↓

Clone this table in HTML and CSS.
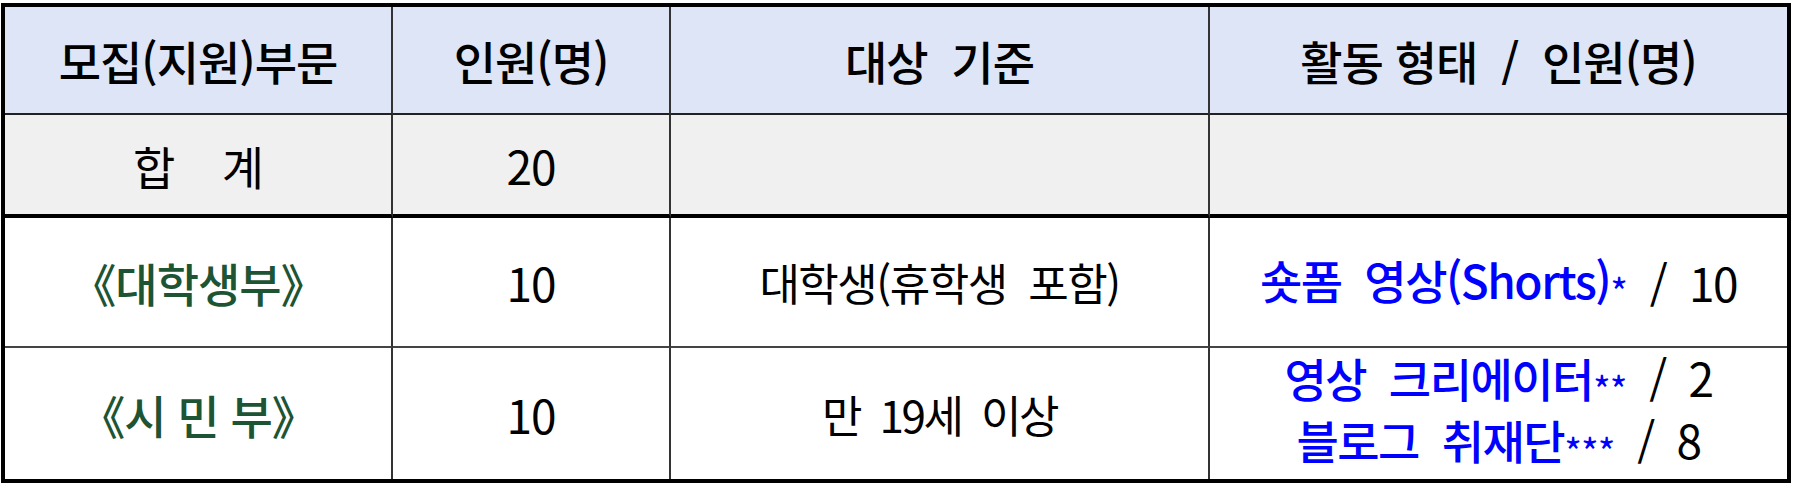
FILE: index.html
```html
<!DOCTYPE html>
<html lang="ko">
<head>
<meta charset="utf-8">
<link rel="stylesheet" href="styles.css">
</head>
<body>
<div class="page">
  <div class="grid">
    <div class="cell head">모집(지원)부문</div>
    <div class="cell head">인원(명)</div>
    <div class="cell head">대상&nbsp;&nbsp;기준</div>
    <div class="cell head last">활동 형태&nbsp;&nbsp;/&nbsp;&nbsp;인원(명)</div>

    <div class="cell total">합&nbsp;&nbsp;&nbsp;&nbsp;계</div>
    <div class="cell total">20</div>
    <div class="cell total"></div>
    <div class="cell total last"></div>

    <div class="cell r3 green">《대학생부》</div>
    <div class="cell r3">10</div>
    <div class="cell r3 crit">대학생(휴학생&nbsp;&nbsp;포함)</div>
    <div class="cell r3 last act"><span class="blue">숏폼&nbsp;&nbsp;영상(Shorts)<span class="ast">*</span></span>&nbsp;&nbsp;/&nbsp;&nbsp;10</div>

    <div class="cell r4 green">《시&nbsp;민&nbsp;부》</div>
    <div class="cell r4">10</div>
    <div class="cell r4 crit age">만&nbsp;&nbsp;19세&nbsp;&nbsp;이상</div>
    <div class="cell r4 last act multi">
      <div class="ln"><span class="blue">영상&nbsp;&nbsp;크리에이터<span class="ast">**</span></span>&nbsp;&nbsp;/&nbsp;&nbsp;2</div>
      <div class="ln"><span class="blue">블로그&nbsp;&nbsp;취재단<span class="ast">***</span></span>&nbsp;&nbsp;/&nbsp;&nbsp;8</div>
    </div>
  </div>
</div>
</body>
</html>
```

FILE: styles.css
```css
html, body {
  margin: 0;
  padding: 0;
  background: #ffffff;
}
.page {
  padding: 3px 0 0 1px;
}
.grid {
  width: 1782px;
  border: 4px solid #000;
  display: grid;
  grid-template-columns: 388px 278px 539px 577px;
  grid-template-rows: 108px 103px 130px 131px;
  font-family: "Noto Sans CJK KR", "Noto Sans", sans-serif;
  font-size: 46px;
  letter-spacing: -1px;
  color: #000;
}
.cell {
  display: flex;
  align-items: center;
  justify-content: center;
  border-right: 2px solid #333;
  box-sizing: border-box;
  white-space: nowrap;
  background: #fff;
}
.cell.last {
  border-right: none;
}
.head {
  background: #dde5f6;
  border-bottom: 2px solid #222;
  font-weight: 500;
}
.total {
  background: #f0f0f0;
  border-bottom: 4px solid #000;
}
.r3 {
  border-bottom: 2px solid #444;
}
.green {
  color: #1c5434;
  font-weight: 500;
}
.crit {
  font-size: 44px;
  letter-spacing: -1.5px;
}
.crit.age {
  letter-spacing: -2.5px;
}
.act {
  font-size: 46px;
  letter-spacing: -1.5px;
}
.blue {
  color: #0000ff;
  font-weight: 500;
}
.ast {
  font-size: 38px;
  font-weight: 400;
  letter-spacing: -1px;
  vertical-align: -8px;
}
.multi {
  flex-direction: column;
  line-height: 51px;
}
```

↑

**What to do**
Return all of the data exactly as written, and drop the pictures.

**Written solution**
Clone this table in HTML and CSS.
FILE: index.html
```html
<!DOCTYPE html>
<html lang="ko">
<head>
<meta charset="utf-8">
<link rel="stylesheet" href="styles.css">
</head>
<body>
<div class="page">
  <div class="grid">
    <div class="cell head">모집(지원)부문</div>
    <div class="cell head">인원(명)</div>
    <div class="cell head">대상&nbsp;&nbsp;기준</div>
    <div class="cell head last">활동 형태&nbsp;&nbsp;/&nbsp;&nbsp;인원(명)</div>

    <div class="cell total">합&nbsp;&nbsp;&nbsp;&nbsp;계</div>
    <div class="cell total">20</div>
    <div class="cell total"></div>
    <div class="cell total last"></div>

    <div class="cell r3 green">《대학생부》</div>
    <div class="cell r3">10</div>
    <div class="cell r3 crit">대학생(휴학생&nbsp;&nbsp;포함)</div>
    <div class="cell r3 last act"><span class="blue">숏폼&nbsp;&nbsp;영상(Shorts)<span class="ast">*</span></span>&nbsp;&nbsp;/&nbsp;&nbsp;10</div>

    <div class="cell r4 green">《시&nbsp;민&nbsp;부》</div>
    <div class="cell r4">10</div>
    <div class="cell r4 crit age">만&nbsp;&nbsp;19세&nbsp;&nbsp;이상</div>
    <div class="cell r4 last act multi">
      <div class="ln"><span class="blue">영상&nbsp;&nbsp;크리에이터<span class="ast">**</span></span>&nbsp;&nbsp;/&nbsp;&nbsp;2</div>
      <div class="ln"><span class="blue">블로그&nbsp;&nbsp;취재단<span class="ast">***</span></span>&nbsp;&nbsp;/&nbsp;&nbsp;8</div>
    </div>
  </div>
</div>
</body>
</html>
```

FILE: styles.css
```css
html, body {
  margin: 0;
  padding: 0;
  background: #ffffff;
}
.page {
  padding: 3px 0 0 1px;
}
.grid {
  width: 1782px;
  border: 4px solid #000;
  display: grid;
  grid-template-columns: 388px 278px 539px 577px;
  grid-template-rows: 108px 103px 130px 131px;
  font-family: "Noto Sans CJK KR", "Noto Sans", sans-serif;
  font-size: 46px;
  letter-spacing: -1px;
  color: #000;
}
.cell {
  display: flex;
  align-items: center;
  justify-content: center;
  border-right: 2px solid #333;
  box-sizing: border-box;
  white-space: nowrap;
  background: #fff;
}
.cell.last {
  border-right: none;
}
.head {
  background: #dde5f6;
  border-bottom: 2px solid #222;
  font-weight: 500;
}
.total {
  background: #f0f0f0;
  border-bottom: 4px solid #000;
}
.r3 {
  border-bottom: 2px solid #444;
}
.green {
  color: #1c5434;
  font-weight: 500;
}
.crit {
  font-size: 44px;
  letter-spacing: -1.5px;
}
.crit.age {
  letter-spacing: -2.5px;
}
.act {
  font-size: 46px;
  letter-spacing: -1.5px;
}
.blue {
  color: #0000ff;
  font-weight: 500;
}
.ast {
  font-size: 38px;
  font-weight: 400;
  letter-spacing: -1px;
  vertical-align: -8px;
}
.multi {
  flex-direction: column;
  line-height: 51px;
}
```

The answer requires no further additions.